# What you need to do
Transcribe the listing verbatim. Do not carry over any pictures.

>> START Collected data

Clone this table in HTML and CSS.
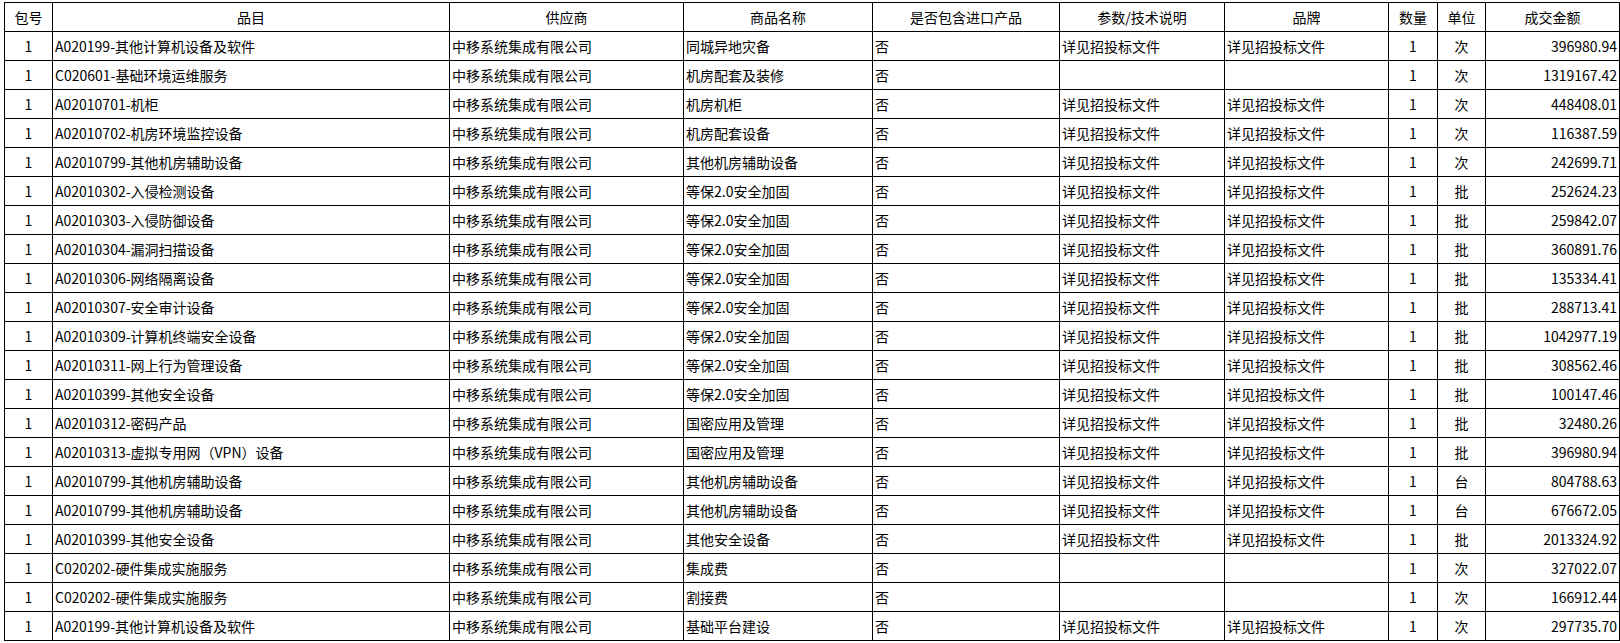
FILE: index.html
```html
<!DOCTYPE html>
<html lang="zh-CN">
<head>
<meta charset="utf-8">
<title>成交明细</title>
<link rel="stylesheet" href="styles.css">
</head>
<body>
<div class="page">
<table class="deal">
<colgroup>
<col class="c-pkg"><col class="c-cat"><col class="c-sup"><col class="c-name"><col class="c-imp"><col class="c-spec"><col class="c-brand"><col class="c-qty"><col class="c-unit"><col class="c-amt">
</colgroup>
<thead>
<tr><th>包号</th><th>品目</th><th>供应商</th><th>商品名称</th><th>是否包含进口产品</th><th>参数/技术说明</th><th>品牌</th><th>数量</th><th>单位</th><th>成交金额</th></tr>
</thead>
<tbody>
<tr><td class="ctr">1</td><td>A020199-其他计算机设备及软件</td><td>中移系统集成有限公司</td><td>同城异地灾备</td><td>否</td><td>详见招投标文件</td><td>详见招投标文件</td><td class="ctr">1</td><td class="ctr">次</td><td class="num">396980.94</td></tr>
<tr><td class="ctr">1</td><td>C020601-基础环境运维服务</td><td>中移系统集成有限公司</td><td>机房配套及装修</td><td>否</td><td></td><td></td><td class="ctr">1</td><td class="ctr">次</td><td class="num">1319167.42</td></tr>
<tr><td class="ctr">1</td><td>A02010701-机柜</td><td>中移系统集成有限公司</td><td>机房机柜</td><td>否</td><td>详见招投标文件</td><td>详见招投标文件</td><td class="ctr">1</td><td class="ctr">次</td><td class="num">448408.01</td></tr>
<tr><td class="ctr">1</td><td>A02010702-机房环境监控设备</td><td>中移系统集成有限公司</td><td>机房配套设备</td><td>否</td><td>详见招投标文件</td><td>详见招投标文件</td><td class="ctr">1</td><td class="ctr">次</td><td class="num">116387.59</td></tr>
<tr><td class="ctr">1</td><td>A02010799-其他机房辅助设备</td><td>中移系统集成有限公司</td><td>其他机房辅助设备</td><td>否</td><td>详见招投标文件</td><td>详见招投标文件</td><td class="ctr">1</td><td class="ctr">次</td><td class="num">242699.71</td></tr>
<tr><td class="ctr">1</td><td>A02010302-入侵检测设备</td><td>中移系统集成有限公司</td><td>等保2.0安全加固</td><td>否</td><td>详见招投标文件</td><td>详见招投标文件</td><td class="ctr">1</td><td class="ctr">批</td><td class="num">252624.23</td></tr>
<tr><td class="ctr">1</td><td>A02010303-入侵防御设备</td><td>中移系统集成有限公司</td><td>等保2.0安全加固</td><td>否</td><td>详见招投标文件</td><td>详见招投标文件</td><td class="ctr">1</td><td class="ctr">批</td><td class="num">259842.07</td></tr>
<tr><td class="ctr">1</td><td>A02010304-漏洞扫描设备</td><td>中移系统集成有限公司</td><td>等保2.0安全加固</td><td>否</td><td>详见招投标文件</td><td>详见招投标文件</td><td class="ctr">1</td><td class="ctr">批</td><td class="num">360891.76</td></tr>
<tr><td class="ctr">1</td><td>A02010306-网络隔离设备</td><td>中移系统集成有限公司</td><td>等保2.0安全加固</td><td>否</td><td>详见招投标文件</td><td>详见招投标文件</td><td class="ctr">1</td><td class="ctr">批</td><td class="num">135334.41</td></tr>
<tr><td class="ctr">1</td><td>A02010307-安全审计设备</td><td>中移系统集成有限公司</td><td>等保2.0安全加固</td><td>否</td><td>详见招投标文件</td><td>详见招投标文件</td><td class="ctr">1</td><td class="ctr">批</td><td class="num">288713.41</td></tr>
<tr><td class="ctr">1</td><td>A02010309-计算机终端安全设备</td><td>中移系统集成有限公司</td><td>等保2.0安全加固</td><td>否</td><td>详见招投标文件</td><td>详见招投标文件</td><td class="ctr">1</td><td class="ctr">批</td><td class="num">1042977.19</td></tr>
<tr><td class="ctr">1</td><td>A02010311-网上行为管理设备</td><td>中移系统集成有限公司</td><td>等保2.0安全加固</td><td>否</td><td>详见招投标文件</td><td>详见招投标文件</td><td class="ctr">1</td><td class="ctr">批</td><td class="num">308562.46</td></tr>
<tr><td class="ctr">1</td><td>A02010399-其他安全设备</td><td>中移系统集成有限公司</td><td>等保2.0安全加固</td><td>否</td><td>详见招投标文件</td><td>详见招投标文件</td><td class="ctr">1</td><td class="ctr">批</td><td class="num">100147.46</td></tr>
<tr><td class="ctr">1</td><td>A02010312-密码产品</td><td>中移系统集成有限公司</td><td>国密应用及管理</td><td>否</td><td>详见招投标文件</td><td>详见招投标文件</td><td class="ctr">1</td><td class="ctr">批</td><td class="num">32480.26</td></tr>
<tr><td class="ctr">1</td><td>A02010313-虚拟专用网（VPN）设备</td><td>中移系统集成有限公司</td><td>国密应用及管理</td><td>否</td><td>详见招投标文件</td><td>详见招投标文件</td><td class="ctr">1</td><td class="ctr">批</td><td class="num">396980.94</td></tr>
<tr><td class="ctr">1</td><td>A02010799-其他机房辅助设备</td><td>中移系统集成有限公司</td><td>其他机房辅助设备</td><td>否</td><td>详见招投标文件</td><td>详见招投标文件</td><td class="ctr">1</td><td class="ctr">台</td><td class="num">804788.63</td></tr>
<tr><td class="ctr">1</td><td>A02010799-其他机房辅助设备</td><td>中移系统集成有限公司</td><td>其他机房辅助设备</td><td>否</td><td>详见招投标文件</td><td>详见招投标文件</td><td class="ctr">1</td><td class="ctr">台</td><td class="num">676672.05</td></tr>
<tr><td class="ctr">1</td><td>A02010399-其他安全设备</td><td>中移系统集成有限公司</td><td>其他安全设备</td><td>否</td><td>详见招投标文件</td><td>详见招投标文件</td><td class="ctr">1</td><td class="ctr">批</td><td class="num">2013324.92</td></tr>
<tr><td class="ctr">1</td><td>C020202-硬件集成实施服务</td><td>中移系统集成有限公司</td><td>集成费</td><td>否</td><td></td><td></td><td class="ctr">1</td><td class="ctr">次</td><td class="num">327022.07</td></tr>
<tr><td class="ctr">1</td><td>C020202-硬件集成实施服务</td><td>中移系统集成有限公司</td><td>割接费</td><td>否</td><td></td><td></td><td class="ctr">1</td><td class="ctr">次</td><td class="num">166912.44</td></tr>
<tr><td class="ctr">1</td><td>A020199-其他计算机设备及软件</td><td>中移系统集成有限公司</td><td>基础平台建设</td><td>否</td><td>详见招投标文件</td><td>详见招投标文件</td><td class="ctr">1</td><td class="ctr">次</td><td class="num">297735.70</td></tr>
</tbody>
</table>
</div>
</body>
</html>
```
FILE: styles.css
```css
html, body {
  margin: 0;
  padding: 0;
  background: #ffffff;
}
body {
  font-family: "Noto Sans CJK SC", "Liberation Sans", sans-serif;
  font-size: 14px;
  color: #000000;
}
.page {
  padding: 2px 0 0 4px;
}
.deal {
  border-collapse: collapse;
  table-layout: fixed;
  width: 1615px;
}
.c-pkg { width: 48px; }
.c-cat { width: 397px; }
.c-sup { width: 234px; }
.c-name { width: 189px; }
.c-imp { width: 187px; }
.c-spec { width: 165px; }
.c-brand { width: 164px; }
.c-qty { width: 49px; }
.c-unit { width: 48px; }
.c-amt { width: 134px; }
.deal th,
.deal td {
  border: 1px solid #000000;
  height: 28px;
  padding: 0 2px;
  line-height: 20px;
  white-space: nowrap;
  overflow: hidden;
  vertical-align: middle;
  text-align: left;
  font-weight: normal;
}
.deal th {
  text-align: center;
}
.deal td.ctr {
  text-align: center;
}
.deal td.num {
  text-align: right;
}
```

>> END Collected data

# Correct response
Clone this table in HTML and CSS.
FILE: index.html
```html
<!DOCTYPE html>
<html lang="zh-CN">
<head>
<meta charset="utf-8">
<title>成交明细</title>
<link rel="stylesheet" href="styles.css">
</head>
<body>
<div class="page">
<table class="deal">
<colgroup>
<col class="c-pkg"><col class="c-cat"><col class="c-sup"><col class="c-name"><col class="c-imp"><col class="c-spec"><col class="c-brand"><col class="c-qty"><col class="c-unit"><col class="c-amt">
</colgroup>
<thead>
<tr><th>包号</th><th>品目</th><th>供应商</th><th>商品名称</th><th>是否包含进口产品</th><th>参数/技术说明</th><th>品牌</th><th>数量</th><th>单位</th><th>成交金额</th></tr>
</thead>
<tbody>
<tr><td class="ctr">1</td><td>A020199-其他计算机设备及软件</td><td>中移系统集成有限公司</td><td>同城异地灾备</td><td>否</td><td>详见招投标文件</td><td>详见招投标文件</td><td class="ctr">1</td><td class="ctr">次</td><td class="num">396980.94</td></tr>
<tr><td class="ctr">1</td><td>C020601-基础环境运维服务</td><td>中移系统集成有限公司</td><td>机房配套及装修</td><td>否</td><td></td><td></td><td class="ctr">1</td><td class="ctr">次</td><td class="num">1319167.42</td></tr>
<tr><td class="ctr">1</td><td>A02010701-机柜</td><td>中移系统集成有限公司</td><td>机房机柜</td><td>否</td><td>详见招投标文件</td><td>详见招投标文件</td><td class="ctr">1</td><td class="ctr">次</td><td class="num">448408.01</td></tr>
<tr><td class="ctr">1</td><td>A02010702-机房环境监控设备</td><td>中移系统集成有限公司</td><td>机房配套设备</td><td>否</td><td>详见招投标文件</td><td>详见招投标文件</td><td class="ctr">1</td><td class="ctr">次</td><td class="num">116387.59</td></tr>
<tr><td class="ctr">1</td><td>A02010799-其他机房辅助设备</td><td>中移系统集成有限公司</td><td>其他机房辅助设备</td><td>否</td><td>详见招投标文件</td><td>详见招投标文件</td><td class="ctr">1</td><td class="ctr">次</td><td class="num">242699.71</td></tr>
<tr><td class="ctr">1</td><td>A02010302-入侵检测设备</td><td>中移系统集成有限公司</td><td>等保2.0安全加固</td><td>否</td><td>详见招投标文件</td><td>详见招投标文件</td><td class="ctr">1</td><td class="ctr">批</td><td class="num">252624.23</td></tr>
<tr><td class="ctr">1</td><td>A02010303-入侵防御设备</td><td>中移系统集成有限公司</td><td>等保2.0安全加固</td><td>否</td><td>详见招投标文件</td><td>详见招投标文件</td><td class="ctr">1</td><td class="ctr">批</td><td class="num">259842.07</td></tr>
<tr><td class="ctr">1</td><td>A02010304-漏洞扫描设备</td><td>中移系统集成有限公司</td><td>等保2.0安全加固</td><td>否</td><td>详见招投标文件</td><td>详见招投标文件</td><td class="ctr">1</td><td class="ctr">批</td><td class="num">360891.76</td></tr>
<tr><td class="ctr">1</td><td>A02010306-网络隔离设备</td><td>中移系统集成有限公司</td><td>等保2.0安全加固</td><td>否</td><td>详见招投标文件</td><td>详见招投标文件</td><td class="ctr">1</td><td class="ctr">批</td><td class="num">135334.41</td></tr>
<tr><td class="ctr">1</td><td>A02010307-安全审计设备</td><td>中移系统集成有限公司</td><td>等保2.0安全加固</td><td>否</td><td>详见招投标文件</td><td>详见招投标文件</td><td class="ctr">1</td><td class="ctr">批</td><td class="num">288713.41</td></tr>
<tr><td class="ctr">1</td><td>A02010309-计算机终端安全设备</td><td>中移系统集成有限公司</td><td>等保2.0安全加固</td><td>否</td><td>详见招投标文件</td><td>详见招投标文件</td><td class="ctr">1</td><td class="ctr">批</td><td class="num">1042977.19</td></tr>
<tr><td class="ctr">1</td><td>A02010311-网上行为管理设备</td><td>中移系统集成有限公司</td><td>等保2.0安全加固</td><td>否</td><td>详见招投标文件</td><td>详见招投标文件</td><td class="ctr">1</td><td class="ctr">批</td><td class="num">308562.46</td></tr>
<tr><td class="ctr">1</td><td>A02010399-其他安全设备</td><td>中移系统集成有限公司</td><td>等保2.0安全加固</td><td>否</td><td>详见招投标文件</td><td>详见招投标文件</td><td class="ctr">1</td><td class="ctr">批</td><td class="num">100147.46</td></tr>
<tr><td class="ctr">1</td><td>A02010312-密码产品</td><td>中移系统集成有限公司</td><td>国密应用及管理</td><td>否</td><td>详见招投标文件</td><td>详见招投标文件</td><td class="ctr">1</td><td class="ctr">批</td><td class="num">32480.26</td></tr>
<tr><td class="ctr">1</td><td>A02010313-虚拟专用网（VPN）设备</td><td>中移系统集成有限公司</td><td>国密应用及管理</td><td>否</td><td>详见招投标文件</td><td>详见招投标文件</td><td class="ctr">1</td><td class="ctr">批</td><td class="num">396980.94</td></tr>
<tr><td class="ctr">1</td><td>A02010799-其他机房辅助设备</td><td>中移系统集成有限公司</td><td>其他机房辅助设备</td><td>否</td><td>详见招投标文件</td><td>详见招投标文件</td><td class="ctr">1</td><td class="ctr">台</td><td class="num">804788.63</td></tr>
<tr><td class="ctr">1</td><td>A02010799-其他机房辅助设备</td><td>中移系统集成有限公司</td><td>其他机房辅助设备</td><td>否</td><td>详见招投标文件</td><td>详见招投标文件</td><td class="ctr">1</td><td class="ctr">台</td><td class="num">676672.05</td></tr>
<tr><td class="ctr">1</td><td>A02010399-其他安全设备</td><td>中移系统集成有限公司</td><td>其他安全设备</td><td>否</td><td>详见招投标文件</td><td>详见招投标文件</td><td class="ctr">1</td><td class="ctr">批</td><td class="num">2013324.92</td></tr>
<tr><td class="ctr">1</td><td>C020202-硬件集成实施服务</td><td>中移系统集成有限公司</td><td>集成费</td><td>否</td><td></td><td></td><td class="ctr">1</td><td class="ctr">次</td><td class="num">327022.07</td></tr>
<tr><td class="ctr">1</td><td>C020202-硬件集成实施服务</td><td>中移系统集成有限公司</td><td>割接费</td><td>否</td><td></td><td></td><td class="ctr">1</td><td class="ctr">次</td><td class="num">166912.44</td></tr>
<tr><td class="ctr">1</td><td>A020199-其他计算机设备及软件</td><td>中移系统集成有限公司</td><td>基础平台建设</td><td>否</td><td>详见招投标文件</td><td>详见招投标文件</td><td class="ctr">1</td><td class="ctr">次</td><td class="num">297735.70</td></tr>
</tbody>
</table>
</div>
</body>
</html>
```
FILE: styles.css
```css
html, body {
  margin: 0;
  padding: 0;
  background: #ffffff;
}
body {
  font-family: "Noto Sans CJK SC", "Liberation Sans", sans-serif;
  font-size: 14px;
  color: #000000;
}
.page {
  padding: 2px 0 0 4px;
}
.deal {
  border-collapse: collapse;
  table-layout: fixed;
  width: 1615px;
}
.c-pkg { width: 48px; }
.c-cat { width: 397px; }
.c-sup { width: 234px; }
.c-name { width: 189px; }
.c-imp { width: 187px; }
.c-spec { width: 165px; }
.c-brand { width: 164px; }
.c-qty { width: 49px; }
.c-unit { width: 48px; }
.c-amt { width: 134px; }
.deal th,
.deal td {
  border: 1px solid #000000;
  height: 28px;
  padding: 0 2px;
  line-height: 20px;
  white-space: nowrap;
  overflow: hidden;
  vertical-align: middle;
  text-align: left;
  font-weight: normal;
}
.deal th {
  text-align: center;
}
.deal td.ctr {
  text-align: center;
}
.deal td.num {
  text-align: right;
}
```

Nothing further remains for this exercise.